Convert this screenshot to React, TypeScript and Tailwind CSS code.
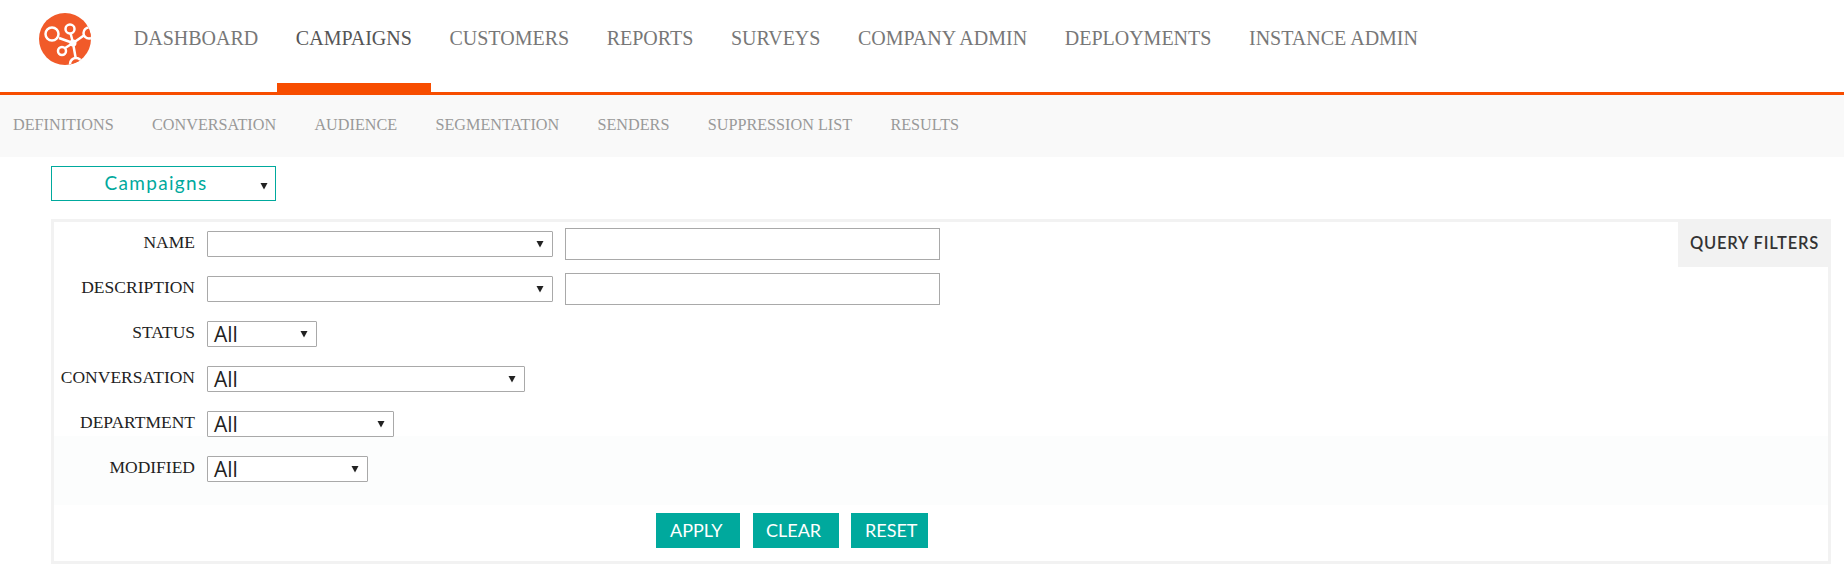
/**
 * Campaign query filters page
 */

import React from 'react';

const mainNav = ['DASHBOARD', 'CAMPAIGNS', 'CUSTOMERS', 'REPORTS', 'SURVEYS', 'COMPANY ADMIN', 'DEPLOYMENTS', 'INSTANCE ADMIN'];
const subNav = ['DEFINITIONS', 'CONVERSATION', 'AUDIENCE', 'SEGMENTATION', 'SENDERS', 'SUPPRESSION LIST', 'RESULTS'];

const Caret = () => (
    <svg width="8" height="8" viewBox="0 0 8 8" className="shrink-0">
        <path d="M0.5 1 H7.5 L4 7.5 Z" fill="#222" />
    </svg>
);

const Logo = () => (
    <svg width="52" height="52" viewBox="0 0 52 52" className="shrink-0">
        <defs>
            <clipPath id="logo-clip">
                <circle cx="26" cy="26" r="26" />
            </clipPath>
        </defs>
        <circle cx="26" cy="26" r="26" fill="#f15a29" />
        <g clipPath="url(#logo-clip)" stroke="#fff" strokeWidth="2.5" fill="none">
            <path d="M20 25 L34 30 M31 18 L34 30 M23 37 L34 30 M34 30 L47 21 M34 30 L37 47" />
            <circle cx="13" cy="21" r="6.5" fill="#f15a29" />
            <circle cx="31" cy="16" r="4.5" fill="#f15a29" />
            <circle cx="23" cy="38" r="4" fill="#f15a29" />
            <circle cx="50" cy="20" r="5.5" fill="#f15a29" />
            <circle cx="37" cy="51" r="6" fill="#f15a29" />
            <circle cx="34" cy="30" r="3.5" fill="#fff" stroke="none" />
        </g>
    </svg>
);

const FakeSelect = ({ width, value }: { width: string; value?: string }) => (
    <div className={`${width} h-[26px] flex items-center justify-between pl-[6px] pr-[8px] bg-white border border-[#a9a9a9] rounded-[1px] text-[21px] text-[#222] font-['Open_Sans',sans-serif]`}>
        <span className="leading-none pt-[1px]">{value}</span>
        <Caret />
    </div>
);

const FilterRow = ({ label, children }: { label: string; children: React.ReactNode }) => (
    <div className="flex items-center h-[45px]">
        <div className="w-[141px] text-right text-[17.5px] text-[#222] font-['Liberation_Serif',serif] -mt-[3px] whitespace-nowrap">{label}</div>
        <div className="flex items-center gap-[12px] ml-[12px]">{children}</div>
    </div>
);

const TextBox = () => <div className="w-[375px] h-[32px] bg-white border border-[#a9a9a9]" />;

export default function App() {
    return (
        <div className="min-h-[579px] bg-white font-['Liberation_Serif',serif]">
            <header className="h-[95px] border-b-[3px] border-[#f74d00] flex">
                <div className="pl-[39px] pt-[13px] w-[115px]">
                    <Logo />
                </div>
                <nav className="flex items-start">
                    {mainNav.map((item) => (
                        <div key={item} className={`relative h-[92px] px-[18.8px] pt-[26px] text-[20px] leading-[24px] whitespace-nowrap ${item === 'CAMPAIGNS' ? 'text-[#555]' : 'text-[#777]'}`}>
                            {item}
                            {item === 'CAMPAIGNS' && <span className="absolute left-0 right-0 bottom-0 h-[9px] bg-[#f74d00]" />}
                        </div>
                    ))}
                </nav>
            </header>

            <div className="h-[62px] bg-[#f9f9f9] flex items-center pl-[13px] gap-[38.3px] pb-[2px]">
                {subNav.map((item) => (
                    <span key={item} className="text-[16.2px] text-[#999] whitespace-nowrap">{item}</span>
                ))}
            </div>

            <div className="pl-[51px] pr-[13px] pt-[9px]">
                <div className="w-[225px] h-[35px] border border-[#00a99d] flex items-center pr-[7px]">
                    <span className="flex-1 text-center text-[19px] tracking-[1.3px] text-[#00a99d] font-['Lato',sans-serif]">Campaigns</span>
                    <span className="mt-[4px]"><Caret /></span>
                </div>

                <section className="relative mt-[18px] h-[345px] border-[3px] border-[#f2f2f2]">
                    <div className="absolute right-[-3px] top-[-3px] w-[153px] h-[48px] pt-[1px] bg-[#f2f2f2] flex items-center justify-center text-[16.5px] font-semibold tracking-[0.8px] text-[#333] font-['Lato',sans-serif]">
                        QUERY FILTERS
                    </div>

                    <div className="-mt-[1px]">
                        <FilterRow label="NAME">
                            <FakeSelect width="w-[346px]" />
                            <TextBox />
                        </FilterRow>
                        <FilterRow label="DESCRIPTION">
                            <FakeSelect width="w-[346px]" />
                            <TextBox />
                        </FilterRow>
                        <FilterRow label="STATUS">
                            <FakeSelect width="w-[110px]" value="All" />
                        </FilterRow>
                        <FilterRow label="CONVERSATION">
                            <FakeSelect width="w-[318px]" value="All" />
                        </FilterRow>
                        <FilterRow label="DEPARTMENT">
                            <FakeSelect width="w-[187px]" value="All" />
                        </FilterRow>
                    </div>
                    <div className="bg-[#fcfdfd] -mt-[10px] pt-[10px] pb-[14px]">
                        <FilterRow label="MODIFIED">
                            <FakeSelect width="w-[161px]" value="All" />
                        </FilterRow>
                    </div>
                    <div className="flex pl-[602px] pt-[8px] font-['Lato',sans-serif] text-[18px] text-white">
                        <button className="w-[84px] h-[35px] bg-[#00a99d] text-left pl-[14px]">APPLY</button>
                        <button className="w-[86px] h-[35px] bg-[#00a99d] text-left pl-[13px] ml-[13px]">CLEAR</button>
                        <button className="w-[77px] h-[35px] bg-[#00a99d] text-left pl-[14px] ml-[12px]">RESET</button>
                    </div>
                </section>
            </div>
        </div>
    );
}
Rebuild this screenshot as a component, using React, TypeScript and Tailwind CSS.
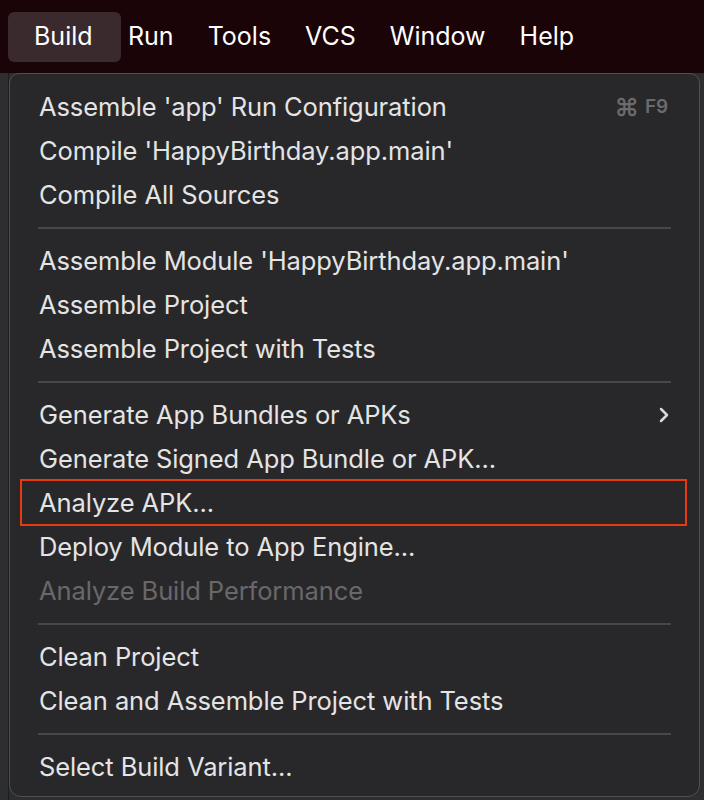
****
Output all of the records exactly as they appear above, but not the pictures.

Convert this screenshot to React, TypeScript and Tailwind CSS code.
/**
 * Campaign query filters page
 */

import React from 'react';

const mainNav = ['DASHBOARD', 'CAMPAIGNS', 'CUSTOMERS', 'REPORTS', 'SURVEYS', 'COMPANY ADMIN', 'DEPLOYMENTS', 'INSTANCE ADMIN'];
const subNav = ['DEFINITIONS', 'CONVERSATION', 'AUDIENCE', 'SEGMENTATION', 'SENDERS', 'SUPPRESSION LIST', 'RESULTS'];

const Caret = () => (
    <svg width="8" height="8" viewBox="0 0 8 8" className="shrink-0">
        <path d="M0.5 1 H7.5 L4 7.5 Z" fill="#222" />
    </svg>
);

const Logo = () => (
    <svg width="52" height="52" viewBox="0 0 52 52" className="shrink-0">
        <defs>
            <clipPath id="logo-clip">
                <circle cx="26" cy="26" r="26" />
            </clipPath>
        </defs>
        <circle cx="26" cy="26" r="26" fill="#f15a29" />
        <g clipPath="url(#logo-clip)" stroke="#fff" strokeWidth="2.5" fill="none">
            <path d="M20 25 L34 30 M31 18 L34 30 M23 37 L34 30 M34 30 L47 21 M34 30 L37 47" />
            <circle cx="13" cy="21" r="6.5" fill="#f15a29" />
            <circle cx="31" cy="16" r="4.5" fill="#f15a29" />
            <circle cx="23" cy="38" r="4" fill="#f15a29" />
            <circle cx="50" cy="20" r="5.5" fill="#f15a29" />
            <circle cx="37" cy="51" r="6" fill="#f15a29" />
            <circle cx="34" cy="30" r="3.5" fill="#fff" stroke="none" />
        </g>
    </svg>
);

const FakeSelect = ({ width, value }: { width: string; value?: string }) => (
    <div className={`${width} h-[26px] flex items-center justify-between pl-[6px] pr-[8px] bg-white border border-[#a9a9a9] rounded-[1px] text-[21px] text-[#222] font-['Open_Sans',sans-serif]`}>
        <span className="leading-none pt-[1px]">{value}</span>
        <Caret />
    </div>
);

const FilterRow = ({ label, children }: { label: string; children: React.ReactNode }) => (
    <div className="flex items-center h-[45px]">
        <div className="w-[141px] text-right text-[17.5px] text-[#222] font-['Liberation_Serif',serif] -mt-[3px] whitespace-nowrap">{label}</div>
        <div className="flex items-center gap-[12px] ml-[12px]">{children}</div>
    </div>
);

const TextBox = () => <div className="w-[375px] h-[32px] bg-white border border-[#a9a9a9]" />;

export default function App() {
    return (
        <div className="min-h-[579px] bg-white font-['Liberation_Serif',serif]">
            <header className="h-[95px] border-b-[3px] border-[#f74d00] flex">
                <div className="pl-[39px] pt-[13px] w-[115px]">
                    <Logo />
                </div>
                <nav className="flex items-start">
                    {mainNav.map((item) => (
                        <div key={item} className={`relative h-[92px] px-[18.8px] pt-[26px] text-[20px] leading-[24px] whitespace-nowrap ${item === 'CAMPAIGNS' ? 'text-[#555]' : 'text-[#777]'}`}>
                            {item}
                            {item === 'CAMPAIGNS' && <span className="absolute left-0 right-0 bottom-0 h-[9px] bg-[#f74d00]" />}
                        </div>
                    ))}
                </nav>
            </header>

            <div className="h-[62px] bg-[#f9f9f9] flex items-center pl-[13px] gap-[38.3px] pb-[2px]">
                {subNav.map((item) => (
                    <span key={item} className="text-[16.2px] text-[#999] whitespace-nowrap">{item}</span>
                ))}
            </div>

            <div className="pl-[51px] pr-[13px] pt-[9px]">
                <div className="w-[225px] h-[35px] border border-[#00a99d] flex items-center pr-[7px]">
                    <span className="flex-1 text-center text-[19px] tracking-[1.3px] text-[#00a99d] font-['Lato',sans-serif]">Campaigns</span>
                    <span className="mt-[4px]"><Caret /></span>
                </div>

                <section className="relative mt-[18px] h-[345px] border-[3px] border-[#f2f2f2]">
                    <div className="absolute right-[-3px] top-[-3px] w-[153px] h-[48px] pt-[1px] bg-[#f2f2f2] flex items-center justify-center text-[16.5px] font-semibold tracking-[0.8px] text-[#333] font-['Lato',sans-serif]">
                        QUERY FILTERS
                    </div>

                    <div className="-mt-[1px]">
                        <FilterRow label="NAME">
                            <FakeSelect width="w-[346px]" />
                            <TextBox />
                        </FilterRow>
                        <FilterRow label="DESCRIPTION">
                            <FakeSelect width="w-[346px]" />
                            <TextBox />
                        </FilterRow>
                        <FilterRow label="STATUS">
                            <FakeSelect width="w-[110px]" value="All" />
                        </FilterRow>
                        <FilterRow label="CONVERSATION">
                            <FakeSelect width="w-[318px]" value="All" />
                        </FilterRow>
                        <FilterRow label="DEPARTMENT">
                            <FakeSelect width="w-[187px]" value="All" />
                        </FilterRow>
                    </div>
                    <div className="bg-[#fcfdfd] -mt-[10px] pt-[10px] pb-[14px]">
                        <FilterRow label="MODIFIED">
                            <FakeSelect width="w-[161px]" value="All" />
                        </FilterRow>
                    </div>
                    <div className="flex pl-[602px] pt-[8px] font-['Lato',sans-serif] text-[18px] text-white">
                        <button className="w-[84px] h-[35px] bg-[#00a99d] text-left pl-[14px]">APPLY</button>
                        <button className="w-[86px] h-[35px] bg-[#00a99d] text-left pl-[13px] ml-[13px]">CLEAR</button>
                        <button className="w-[77px] h-[35px] bg-[#00a99d] text-left pl-[14px] ml-[12px]">RESET</button>
                    </div>
                </section>
            </div>
        </div>
    );
}
Rebuild this screenshot as a component, using React, TypeScript and Tailwind CSS.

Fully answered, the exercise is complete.